Introduction to Dictionary of Operations
Giordano Bruno, in his essay on Image Magic, famously remarked that it was far easier to ensorcell millions of people at once, by such means, than to make a single person fall in love with you.
And as Ioan Culianu famously remarked, in his seminal Eros and Magic in the Renaissance, this Brunonian insight marks the foundation- point of all modern brainwashing, mind-control, advertising, “public relations” and propaganda. In other words these sciences in fact comprise a form of magic that happens to work. This explains the age-old attraction between Intelligence (spying) and Magic, including stage-magic and illusion as well as “real” occultism, as Konrad Becker herein points out and documents; and of course codes and cyphers, once the avocation of alchemists and astrologers such as Trithemius and Della Porta, now the obsession of quantum spooks.
The corollary of Bruno’s remark — its occult reversal, so to speak — suggests that one can use Hermeticism not to “enchain” others to illusion, but to free yourself from these vinculae and attain a relative autonomy or freedom from ensorcellment, the hex or fix that disempowers you — perhaps even from the Big Lies that pass for Consensus Reality.
This process could be considered hermeneutics or even esoteric hermeneutics (ta’wil, as the Suffis called it) — an exploration and unpacking of a thing back to its origins. Etymology offers one good Dictionary of Operations pages way to go about this — the discovery of the hidden origins of words — which branches off into a magical philology that makes use of puns, rebuses and gematria — the subconsciousness of language itself, the generative “space” of magic.
A very Viennese idea, it seems.
Even the form of Konrad’s “dictionary entries” here is typically Viennese — they are in fact feuilletons, blätter, “leaves,” mini-essays in the tradition of Karl Kraus and the fin-de-siècle coffeehouse wits.

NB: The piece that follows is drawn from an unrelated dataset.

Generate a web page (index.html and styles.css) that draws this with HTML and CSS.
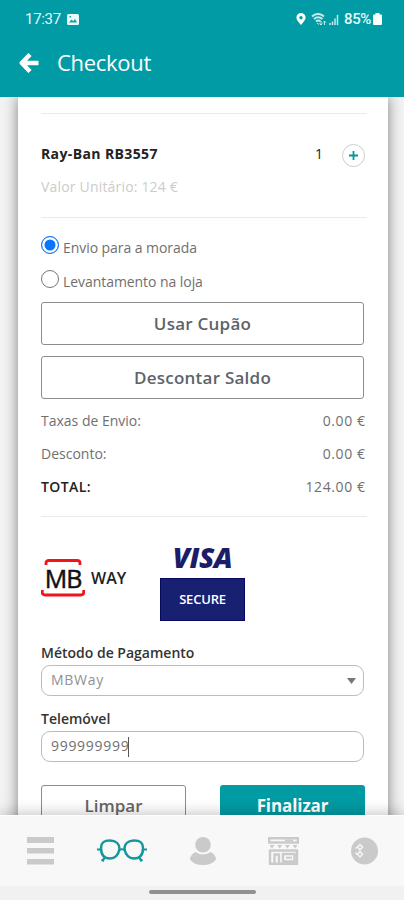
FILE: index.html
```html
<!DOCTYPE html>
<html lang="pt">
<head>
<meta charset="utf-8">
<title>Checkout</title>
<link rel="stylesheet" href="styles.css">
</head>
<body>
<header class="header">
  <div class="status">
    <span class="clock">17:37</span>
    <svg class="picture" width="12" height="11" viewBox="0 0 12 11"><rect width="12" height="11" rx="1.5" fill="#e8fafa"/><path d="M2 8.5 4.5 5.5 6.2 7.2 8 5 10 8.500ZM2.500 2h1.500v1.500H2.500Z" fill="#169da8"/></svg>
    <span class="spacer"></span>
    <svg class="pin" width="10" height="12" viewBox="0 0 10 12"><path fill="#fff" fill-rule="evenodd" d="M5 0a4.600 4.600 0 0 1 4.600 4.600C9.600 7.500 5 12 5 12S.4 7.500.4 4.600A4.600 4.600 0 0 1 5 0Zm0 3a1.700 1.700 0 1 0 0 3.400A1.700 1.700 0 0 0 5 3Z"/></svg>
    <svg class="signal" width="29" height="13" viewBox="0 0 29 13" fill="none" stroke="#c4eaec"><path d="M1 3.500Q7-1.500 13 3.500M3 6Q7 2.500 11.500 6M5 8.500Q7 6.500 9.500 8.500" stroke-width="2"/><path d="m6 10 2 1.500M10 8v4m-1.500-1.500L10 12l1.500-1.500M13.500 12V8m-1.300 1.500L13.500 8l1.300 1.500" stroke-width="1"/><path d="M19 12v-2M21.500 12V8.500M24 12V5.500M26.500 12V2" stroke-width="1.500"/></svg>
    <span class="percent">85%</span>
    <svg class="battery" width="9" height="12" viewBox="0 0 9 12"><path fill="#fff" d="M2.500 0h4v1.500H8a1 1 0 0 1 1 1V11a1 1 0 0 1-1 1H1a1 1 0 0 1-1-1V2.500a1 1 0 0 1 1-1h1.500Z"/></svg>
  </div>
  <div class="title-bar">
    <svg width="20" height="20" viewBox="0 0 20 20" fill="none" stroke="#fff" stroke-width="4.500" stroke-linejoin="round"><path d="M11 1.500 2.800 10l8.200 8.500M3 10h16.500"/></svg>
    <h1>Checkout</h1>
  </div>
</header>
<main class="content">
  <section class="card">
    <div class="product">
      <div class="product-row"><strong>Ray-Ban RB3557</strong><span class="quantity">1</span><button class="add" aria-label="Adicionar"><svg width="11" height="11" viewBox="0 0 11 11"><path d="M5.500 1v9M1 5.500h9" stroke="#00999f" stroke-width="1.800"/></svg></button></div>
      <p class="unit">Valor Unitário: 124 €</p>
    </div>
    <div class="radio-row"><span class="radio checked"></span><span class="ship">Envio para a morada</span></div>
    <div class="radio-row"><span class="radio"></span><span class="pickup">Levantamento na loja</span></div>
    <button class="outline coupon">Usar Cupão</button>
    <button class="outline balance">Descontar Saldo</button>
    <div class="totals">
      <div><span class="fees">Taxas de Envio:</span><span class="amount">0.00 €</span></div>
      <div><span class="discount">Desconto:</span><span class="amount">0.00 €</span></div>
      <div><strong>TOTAL:</strong><span class="amount">124.00 €</span></div>
    </div>
    <div class="brands">
      <div class="mbway">
        <div class="mb"><svg width="44" height="7" viewBox="0 0 44 7"><path d="M5 6V4Q5 1.500 8 1.500H36Q39 1.500 39 4V6" fill="none" stroke="#f0151b" stroke-width="2.800"/></svg><span>MB</span><svg width="44" height="7" viewBox="0 0 44 7"><path d="M1.300 0V2.500Q1.300 5 4 5H40Q42.700 5 42.700 2.500V0" fill="none" stroke="#f0151b" stroke-width="2.800"/></svg></div>
        <span class="way">WAY</span>
      </div>
      <div class="visa"><span class="visa-name">VISA</span><span class="secure">SECURE</span></div>
    </div>
    <label class="method">Método de Pagamento</label>
    <div class="field select"><span>MBWay</span><svg width="9" height="6" viewBox="0 0 9 6"><path d="M0 0h9L4.500 6Z" fill="#777"/></svg></div>
    <label class="phone">Telemóvel</label>
    <div class="field number"><span>999999999</span><i class="caret"></i></div>
    <div class="actions"><button class="clear">Limpar</button><button class="finish">Finalizar</button></div>
  </section>
</main>
<nav class="tabs">
  <div class="tab-items">
    <svg width="27" height="28" viewBox="0 0 27 28" fill="#cacaca"><path d="M0 0h27v6H0ZM0 11h27v5.500H0ZM0 22h27v5.500H0Z"/></svg>
    <svg class="glasses" width="52" height="24" viewBox="0 0 52 24" fill="none" stroke="#16969d" stroke-width="2.500"><path d="M5 10C5 4 8 2.500 14 2.500C20 2.500 23.500 6 23.500 11C22.500 17 18.500 20.500 14 20.500C8.500 20.500 5 17 5 10ZM47 10C47 4 44 2.500 38 2.500C32 2.500 28.500 6 28.500 11C29.500 17 33.500 20.500 38 20.500C43.500 20.500 47 17 47 10Z"/><path d="M23 12q3-1.500 6 0M1 11.500h4M47 11.500h4M9 19l-2 3.500-1.500-1M43 19l2 3.500 1.500-1" stroke-width="2.200"/></svg>
    <svg width="26" height="28" viewBox="0 0 26 28" fill="#cacaca"><circle cx="13" cy="7.800" r="7.800"/><path d="M5.500 15Q13 20 20.500 15Q26 18 26 22.500Q22 28 13 28T0 22.500Q0 18 5.500 15Z"/></svg>
    <svg class="store" width="31" height="28" viewBox="0 0 31 28" fill="none" stroke="#cacaca" stroke-width="2.400"><path d="M1.200 1.200h28.600v4.300H1.200ZM2 13v13.800h27V13M1 13.500h29M6.500 27V17.500h4.500V27M15 17h11.500v7.500H15Z"/><path d="M17 3.500h8" stroke-width="2"/><path d="M1.500 8h5L4 11.500ZM9.200 8h5l-2.500 3.500ZM16.900 8h5l-2.500 3.500ZM24.500 8h5L27 11.500Z" fill="#cacaca" stroke="none"/><path d="M18 20.700h6" stroke-width="2"/></svg>
    <svg class="coin" width="27" height="28" viewBox="0 0 27 28"><circle cx="13.500" cy="14" r="13.500" fill="#cacaca"/><path d="m9 7.500 2.500 2.500L9 12.800 6.500 10ZM9 14.500l2.500 2.800L9 20l-2.500-2.700ZM4.500 11.500l2-1.500M4.500 16l2 1.300" fill="none" stroke="#f5f5f5" stroke-width="1.500"/></svg>
  </div>
  <div class="home"></div>
</nav>
</body>
</html>
```
FILE: styles.css
```css
* { box-sizing: border-box; }
body { margin: 0; width: 404px; height: 900px; overflow: hidden; display: flex; flex-direction: column; font-family: "Open Sans", "Noto Sans", sans-serif; font-size: 14px; color: #707070; background: #f2f2f2; }
button { font: inherit; margin: 0; padding: 0; background: none; }
.header { height: 97px; flex: none; background: #009ba5; color: #fff; }
.status { height: 38px; padding: 0 22px 0 25px; display: flex; align-items: center; font: 500 15px/38px Roboto, sans-serif; color: #e5fafa; }
.clock { width: 37px; font-weight: 400; letter-spacing: -.3px; }
.picture { margin-left: 5px; }
.spacer { flex: 1; }
.pin { margin-right: -1px; }
.signal { margin-left: 6px; }
.percent { margin-left: 4px; width: 29px; letter-spacing: -.4px; }
.title-bar { height: 50px; padding-left: 19px; display: flex; align-items: center; gap: 18px; }
h1 { margin: -2px 0 0; font-size: 22px; font-weight: 400; line-height: 50px; letter-spacing: -.3px; }
.content { height: 718px; flex: none; overflow: hidden; }
.card { width: 370px; height: 760px; margin-left: 18px; padding: 16px 23px 0; background: #fff; box-shadow: 0 0 13px rgba(0,0,0,.48); }
.product { height: 105px; margin-right: -2px; padding-top: 26px; border: solid #e9e9e9; border-width: 1px 0; }
.product-row { display: flex; align-items: center; height: 30px; color: #222; }
.product-row strong { flex: 1; font-weight: 700; letter-spacing: .38px; margin-top: -3px; }
.quantity { margin: -3px 19px 0 0; }
.add { width: 23px; height: 23px; margin-right: 2px; border: 1px solid #ccc; border-radius: 50%; display: flex; align-items: center; justify-content: center; }
.unit { margin: 5px 0 0; line-height: 24px; letter-spacing: .18px; color: #ccc; }
.radio-row { height: 34px; display: flex; align-items: center; gap: 4px; }
.product + .radio-row { margin-top: 12px; }
.radio-row span:last-child { padding-top: 1px; letter-spacing: -.06px; }
.radio { width: 18px; height: 18px; border: 1px solid #777; border-radius: 50%; margin-top: -5px; }
.checked { border: 1.5px solid #1675f2; background: #0875ff; box-shadow: inset 0 0 0 2.5px #fff; }
.outline { display: block; width: 323px; height: 43px; border: 1px solid #8a8d8f; border-radius: 3px; color: #5d6468; font-size: 17px; font-weight: 600; letter-spacing: .25px; }
.coupon { margin-top: 4px; }
.balance { margin-top: 11px; }
.totals { margin: 5px -2px 0 0; height: 113px; border-bottom: 1px solid #e9e9e9; }
.totals div { height: 33px; padding-right: 2px; display: flex; align-items: center; justify-content: space-between; }
.totals strong { color: #222; font-weight: 600; letter-spacing: .4px; }
.amount { letter-spacing: .6px; margin-right: -.6px; }
.brands { height: 120px; padding-top: 28px; display: flex; gap: 34px; }
.mbway { width: 85px; display: flex; align-items: flex-start; }
.mb { width: 44px; margin-top: 14px; display: flex; flex-direction: column; align-items: center; color: #111; }
.mb svg { display: block; }
.mb span { font: 25px/24px "Open Sans", sans-serif; letter-spacing: -1px; -webkit-text-stroke: .5px #111; }
.way { margin: 22px 0 0 6px; font: 600 16px/22px "Open Sans", sans-serif; color: #222; }
.visa { width: 85px; display: flex; flex-direction: column; align-items: center; }
.visa-name { margin-top: -4px; font: italic 800 28px/32px "Open Sans", sans-serif; letter-spacing: -.5px; height: 37px; color: #1b1d68; }
.secure { width: 85px; height: 43px; background: #182071; color: #fff; font-size: 13px; font-weight: 600; letter-spacing: -.2px; line-height: 40px; text-align: center; border: 1px solid #08085d; }
label { display: block; font-weight: 600; line-height: 20px; color: #333; }
.method { margin-top: 6px; }
.field { width: 323px; height: 31px; margin-top: 2px; padding: 0 7px 0 9px; display: flex; align-items: center; border: 1px solid #bcbcbc; border-radius: 9px; background: #fff; }
.select { justify-content: space-between; color: #929292; }
.select span { letter-spacing: .7px; }
.number span { letter-spacing: .7px; }
.field span { margin-top: -2px; }
.phone { margin-top: 13px; }
.caret { width: 1px; height: 20px; margin-left: -1px; background: #555; }
.actions { display: flex; justify-content: space-between; margin-top: 23px; }
.actions button { width: 145px; height: 43px; padding-bottom: 3px; border: 1px solid #8a8d8f; border-radius: 3px; font-size: 17px; font-weight: 600; color: #666; }
.actions .finish { border: 0; color: #fff; background: #009ba3; font-weight: 700; letter-spacing: -.1px; }
.tabs { height: 85px; flex: none; background: #f8f8f8; border-top: 1px solid #fff; box-shadow: 0 -1px 14px rgba(0,0,0,.25); position: relative; display: flex; flex-direction: column; }
.tab-items { height: 70px; padding-left: 27px; display: flex; align-items: center; gap: 42px; }
.glasses { margin-top: -2px; }
.store, .coin { margin-left: 10px; }
.home { flex: 1; background: #f1f1f1; }
.home::before { content: ""; display: block; width: 107px; height: 4px; margin: 4px auto 0; border-radius: 2px; background: #919191; }
```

Konrad personifies old Vienna for me; his great-grandfather was Admiral of the Austrian Navy, which sounds like a joke (like “Swiss Navy”) until you remember that Austria once possessed an Empire and owned the port of Trieste, where at various times James Joyce and the mad Hapsburg Empress Carlotte of Mexico dreamed behind façades of genteel respectability.
Konrad is an ectomorph, wears a mournful suit & tie, is an expert on Viennese pastry, and performs fake Spiritualist séances complete with ersatz ectoplasm and eerie post-industrial noise.
The Hermetic Imagination is an epistemological weapon. A radical dialectic or tri-alectic can be traced from Paracelsus to Boehme to the Rosicrucians to Romantic Science (Novalis, Goethe, Swedenborg) to the left Hegelians. Spinoza may be involved. Then the radical French occultists like Nerval or Eliphas Levi. Then onward to Surrealism, Situationism and Psychedelicism, the last gasps of the old magical tradition.
But after the last gasp there still remains (like an ectoplasmic stain) the unacknowledged Eternal Avantgarde, which has never ceased since about 40,000 years ago to hope and agitate for an end to alienation. It’s the Old Mole, the Neanderthal Underground — the same gesture of refusal since the archaic dawn of hegemony.
The 21st century Hermeticist’s alchemical lab has become the conceptual (laboratory as oratory) — a Memory Theatre. The computer is its diabolical twin. The subject of much of the work turns out to be communication theory, meta-network theory, sociology in a world where the Social has come to an end in ecstatic representation.
But at bedrock level the theory miraculously resurrects an animism so basic, so primitive as to be called a Doctrine of Signatures. “Everything is alive.” The point of the Hermetic critique revolves around the protection of that life against the antibiosis of Capital in its spectral form — against the Totality of the Image as erasure of the Imagination.